This is a great initiative and I hope to see more come out of this; I am not criticizing, but just want to provide my user experience here so you have data points.
In short, my experience lines up with your native speakers.
I found that it loses track of the phonemes when speaking quickly, and tones don't seem to line up when speaking at normal conversational speed.
For example, if I say 他是我的朋友 at normal conversational speed, it will assign `de` to 我, sometimes it interprets that I didn't have the retroflexive in `shi` and renders it `si`. Listened back to make sure I said everything, the phonemes are there in the recording, but the UI displays the wrong phonemes and tones.

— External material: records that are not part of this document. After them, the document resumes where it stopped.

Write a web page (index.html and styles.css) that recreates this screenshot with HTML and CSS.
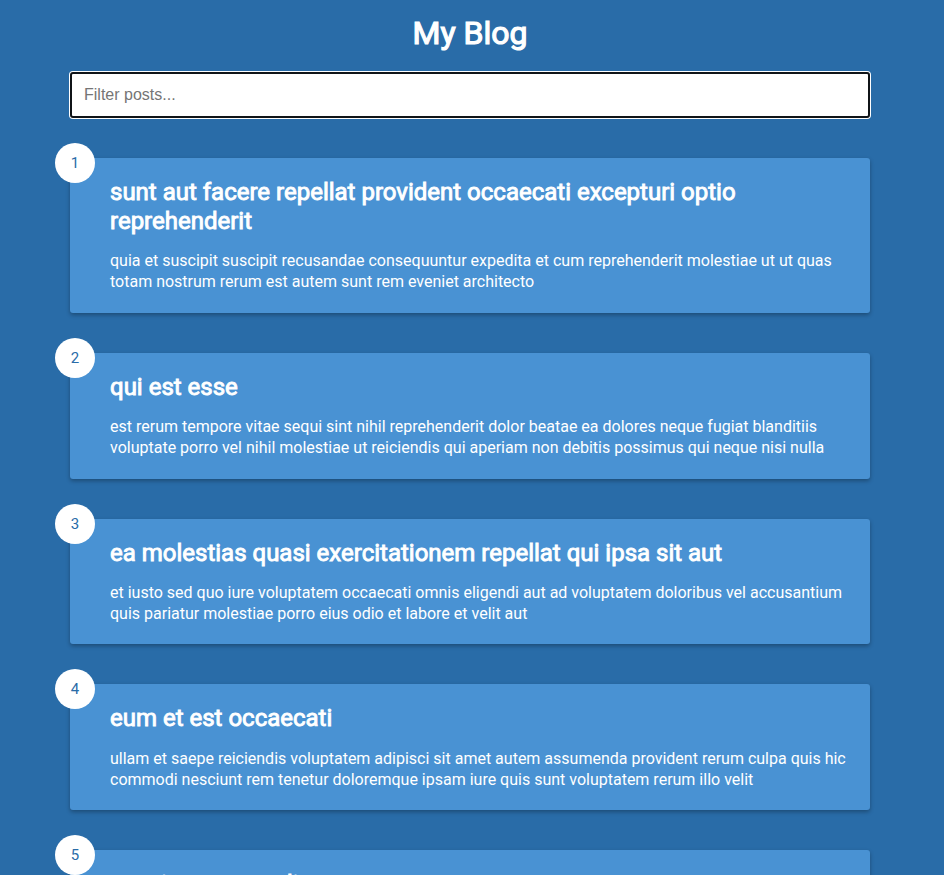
FILE: index.html
```html
<!DOCTYPE html>
<html lang="en">
<head>
<meta charset="UTF-8">
<title>My Blog</title>
<link rel="stylesheet" href="styles.css">
</head>
<body>
  <h1 class="title">My Blog</h1>
  <div class="filter-container">
    <input type="text" class="filter" placeholder="Filter posts...">
  </div>
  <div class="posts">
    <div class="post">
      <div class="number">1</div>
      <div class="post-info">
        <h2 class="post-title">sunt aut facere repellat provident occaecati excepturi optio reprehenderit</h2>
        <p class="post-body">quia et suscipit suscipit recusandae consequuntur expedita et cum reprehenderit molestiae ut ut quas totam nostrum rerum est autem sunt rem eveniet architecto</p>
      </div>
    </div>
    <div class="post">
      <div class="number">2</div>
      <div class="post-info">
        <h2 class="post-title">qui est esse</h2>
        <p class="post-body">est rerum tempore vitae sequi sint nihil reprehenderit dolor beatae ea dolores neque fugiat blanditiis voluptate porro vel nihil molestiae ut reiciendis qui aperiam non debitis possimus qui neque nisi nulla</p>
      </div>
    </div>
    <div class="post">
      <div class="number">3</div>
      <div class="post-info">
        <h2 class="post-title">ea molestias quasi exercitationem repellat qui ipsa sit aut</h2>
        <p class="post-body">et iusto sed quo iure voluptatem occaecati omnis eligendi aut ad voluptatem doloribus vel accusantium quis pariatur molestiae porro eius odio et labore et velit aut</p>
      </div>
    </div>
    <div class="post">
      <div class="number">4</div>
      <div class="post-info">
        <h2 class="post-title">eum et est occaecati</h2>
        <p class="post-body">ullam et saepe reiciendis voluptatem adipisci sit amet autem assumenda provident rerum culpa quis hic commodi nesciunt rem tenetur doloremque ipsam iure quis sunt voluptatem rerum illo velit</p>
      </div>
    </div>
    <div class="post">
      <div class="number">5</div>
      <div class="post-info">
        <h2 class="post-title">nesciunt quas odio</h2>
        <p class="post-body">repudiandae veniam quaerat sunt sed alias aut fugiat sit autem sed est voluptatem omnis possimus esse voluptatibus quis est aut tenetur dolor neque</p>
      </div>
    </div>
  </div>
</body>
</html>
```
FILE: styles.css
```css
* { box-sizing: border-box; }

body {
  background-color: #296ca8;
  color: #fff;
  font-family: Roboto, "Noto Sans", sans-serif;
  display: flex;
  flex-direction: column;
  align-items: center;
  margin: 0;
  padding: 0 4px 100px 0;
}

.title {
  margin: 13.5px 0 0;
  font-size: 32px;
  font-weight: 400;
  -webkit-text-stroke: 1.2px #fff;
  text-align: center;
}

.filter-container {
  margin-top: 20px;
  width: 800px;
}

.filter {
  display: block;
  width: 100%;
  padding: 12px;
  font-size: 16px;
  font-family: "Liberation Sans", Arial, sans-serif;
  border: 2px solid #101418;
  border-radius: 3px;
  box-shadow: 0 0 0 1px #fff;
  outline: none;
  color: #222;
  background: #fff;
}

.filter::placeholder { color: #757575; }

.posts {
  display: flex;
  flex-direction: column;
}

.post {
  position: relative;
  background-color: #4992d3;
  box-shadow: 0 2px 4px rgba(0, 0, 0, 0.3);
  border-radius: 3px;
  padding: 20px;
  margin: 40px 0 0;
  display: flex;
  width: 800px;
}

.post-info { margin-left: 20px; }

.post-title {
  margin: 0;
  font-size: 24px;
  font-weight: 400;
  line-height: 29.3px;
  -webkit-text-stroke: 0.9px #fff;
}

.post-body {
  margin: 15px 0 0;
  line-height: 1.3;
  font-size: 16px;
}

.number {
  position: absolute;
  top: -15px;
  left: -15px;
  font-size: 15px;
  width: 40px;
  height: 40px;
  border-radius: 50%;
  background: #fff;
  color: #296ca8;
  display: flex;
  align-items: center;
  justify-content: center;
}
```
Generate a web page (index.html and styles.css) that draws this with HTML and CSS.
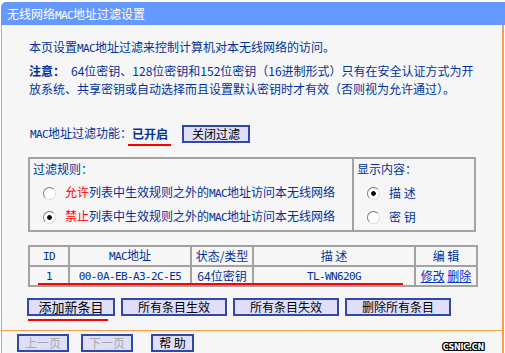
FILE: index.html
```html
<!DOCTYPE html>
<html lang="zh-CN">
<head>
<meta charset="utf-8">
<title>无线网络MAC地址过滤设置</title>
<link rel="stylesheet" href="styles.css">
</head>
<body>
<div class="page">
  <div class="title">无线网络<span class="en">MAC</span>地址过滤设置</div>
  <div class="main">
    <p class="intro">本页设置<span class="en">MAC</span>地址过滤来控制计算机对本无线网络的访问。</p>
    <p class="note"><b>注意：</b>　64位密钥、128位密钥和152位密钥（16进制形式）只有在安全认证方式为开<br>放系统、共享密钥或自动选择而且设置默认密钥时才有效（否则视为允许通过）。</p>
    <div class="status-row">
      <span><span class="en">MAC</span>地址过滤功能：</span><b class="on">已开启</b>
      <button class="btn btn-close" type="button">关闭过滤</button>
    </div>
    <div class="filter-box">
      <div class="col rules">
        <div class="box-title">过滤规则：</div>
        <label class="opt"><input type="radio" name="rule"><span><em>允许</em>列表中生效规则之外的<span class="en">MAC</span>地址访问本无线网络</span></label>
        <label class="opt"><input type="radio" name="rule" checked><span><em>禁止</em>列表中生效规则之外的<span class="en">MAC</span>地址访问本无线网络</span></label>
      </div>
      <div class="col show">
        <div class="box-title">显示内容：</div>
        <label class="opt"><input type="radio" name="show" checked><span>描 述</span></label>
        <label class="opt"><input type="radio" name="show"><span>密 钥</span></label>
      </div>
    </div>
    <div class="table-wrap">
      <table class="list">
        <colgroup>
          <col class="c-id"><col class="c-mac"><col class="c-type"><col class="c-desc"><col class="c-edit">
        </colgroup>
        <tr>
          <th><span class="en">ID</span></th>
          <th><span class="en">MAC</span>地址</th>
          <th>状态/类型</th>
          <th>描 述</th>
          <th>编 辑</th>
        </tr>
        <tr>
          <td><span class="en">1</span></td>
          <td><span class="en">00-0A-EB-A3-2C-E5</span></td>
          <td>64位密钥</td>
          <td><span class="en">TL-WN620G</span></td>
          <td><a href="#">修改</a> <a href="#">删除</a></td>
        </tr>
      </table>
      <span class="mark mark-row"></span>
    </div>
    <div class="btn-row">
      <button class="btn btn-add" type="button">添加新条目</button>
      <button class="btn btn-wide" type="button">所有条目生效</button>
      <button class="btn btn-wide" type="button">所有条目失效</button>
      <button class="btn btn-wide" type="button">删除所有条目</button>
      <span class="mark mark-add"></span>
    </div>
  </div>
  <div class="footer">
    <button class="btn btn-nav" type="button" disabled>上一页</button>
    <button class="btn btn-nav" type="button" disabled>下一页</button>
    <button class="btn btn-help" type="button">帮 助</button>
    <span class="watermark">CSNIC.CN</span>
  </div>
</div>
</body>
</html>
```
FILE: styles.css
```css
* { box-sizing: border-box; }

body {
  margin: 0;
  background: #fff;
  font: 12px/18px "Noto Sans CJK SC", sans-serif;
  color: #003399;
}

.en {
  font-family: "DejaVu Sans Mono", monospace;
  font-size: 11px;
  letter-spacing: -0.6px;
}

.page {
  margin: 2px 0 0 1px;
}

.title {
  height: 23px;
  line-height: 23px;
  padding-left: 6px;
  background: #6699ff;
  color: #fff;
  border-radius: 5px 0 0 0;
}

.main {
  width: 503px;
  background: #f6f6f6;
  border-left: 1px solid #f7a04a;
  border-right: 2px solid #f7a04a;
  border-bottom: 1px solid #f7a04a;
  padding: 13px 0 14px 26px;
}

.intro, .note {
  margin: 0;
  padding-left: 1px;
}

.note {
  margin-top: 4px;
  white-space: nowrap;
}

.status-row {
  margin-top: 27px;
  height: 18px;
  display: flex;
  align-items: center;
  padding-left: 2px;
}

.on {
  position: relative;
  margin-right: 14px;
}

.on::after {
  content: "";
  position: absolute;
  left: -4px;
  right: -3px;
  top: 19px;
  height: 2px;
  background: #ff0000;
}

.btn {
  height: 18px;
  padding: 0;
  font: 12px/14px "Noto Sans CJK SC", sans-serif;
  color: #000;
  background: #dfdffc;
  border: 2px solid #3148a6;
  border-radius: 0;
}

.btn-close { width: 68px; }

.filter-box {
  margin-top: 14px;
  width: 448px;
  height: 75px;
  border: 2px solid #a2a2a2;
  display: grid;
  grid-template-columns: 322px 1fr;
}

.col {
  padding: 1px 0 0 3px;
}

.show {
  border-left: 2px solid #a2a2a2;
}

.box-title {
  height: 18px;
}

.opt {
  display: flex;
  align-items: center;
  height: 18px;
  margin-top: 6px;
  padding-left: 10px;
  white-space: nowrap;
}

.opt em {
  font-style: normal;
  color: #ff0000;
}

.opt input {
  appearance: none;
  -webkit-appearance: none;
  width: 13px;
  height: 13px;
  margin: 0 9px 0 0;
  border-radius: 50%;
  border: 1px solid;
  border-color: #7a7a7a #dcdcdc #dcdcdc #7a7a7a;
  background: #fff;
  flex: none;
}

.opt input:checked {
  background: radial-gradient(circle, #000 0 2px, #fff 2.6px);
}

.table-wrap {
  position: relative;
  margin-top: 13px;
  width: 448px;
}

.list {
  width: 448px;
  border-collapse: collapse;
  table-layout: fixed;
}

.c-id { width: 40px; }
.c-mac { width: 122px; }
.c-type { width: 62px; }
.c-desc { width: 162px; }
.c-edit { width: 62px; }

.list th, .list td {
  border: 2px solid #a2a2a2;
  height: 17px;
  padding: 0;
  line-height: 16px;
  text-align: center;
  font-weight: normal;
  white-space: nowrap;
}

.list a {
  color: #0033cc;
  text-decoration: underline;
}

.mark {
  position: absolute;
  height: 2px;
  background: #ff0000;
}

.mark-row {
  left: 10px;
  top: 38px;
  width: 365px;
}

.btn-row {
  position: relative;
  margin: 11px 0 0 -1px;
  display: flex;
  gap: 6px;
}

.btn-add {
  width: 88px;
  font-size: 13px;
}

.btn-wide { width: 106px; }

.mark-add {
  left: 1px;
  top: 21px;
  width: 80px;
}

.footer {
  position: relative;
  width: 503px;
  height: 26px;
  background: #f6f6f6;
  border-left: 1px solid #f7a04a;
  border-right: 2px solid #f7a04a;
  border-bottom: 1px solid #f7a04a;
  padding: 3px 0 0 15px;
  display: flex;
  align-items: flex-start;
  gap: 12px;
}

.btn-nav {
  width: 52px;
  color: #a8a8a8;
}

.btn-help {
  width: 43px;
  margin-left: 6px;
}

.watermark {
  position: absolute;
  right: 18px;
  top: 12px;
  font: bold 8px/9px "DejaVu Sans", sans-serif;
  color: #fff;
  letter-spacing: -0.2px;
  text-shadow: 1px 0 0 #000, -1px 0 0 #000, 0 1px 0 #000, 0 -1px 0 #000,
               1px 1px 0 #000, -1px -1px 0 #000, 1px -1px 0 #000, -1px 1px 0 #000;
}
```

By contrast, if I speak slowly and really push each tone, the phonemes and tones all register correctly.
Also, is this taking into account tone transformation? Example, third tones (bottom out tone) tend to smoosh into a second tone (rising) when multiple third tones are spoken in a row. Sometimes the first tone influences the next tone slightly, etc.
Again, great initiative, but I think it needs a way to deal with speech that is conversationally spoken and maybe even slurred a bit due to the nature of conversational level speech.
Hoping to see improvements in this area
I have just added sandhi support, please let me know if it's working better.
Will comment that the shorter phrases (2-4 characters long) were generally accurate at normal speed, but the longer sentences have issues.
Maybe focusing on the accuracy of the smaller phrases and then scaling that might be a good way to go, since those smaller phrases are returning better accuracy.
Again, really think this is a great initiative, want to see how it grows. :)
Will check once the TV is off in the house. :)
The classical example is 4/4 不是. Which goes bùshì -> búshì.
Or 3/3 that becomes 2/3. E.g. 你好 nǐhǎo becoming níhǎo.
The 1/4 -> 2/4 transformation I think is specific to one. 一个 yīgè becomes yígè.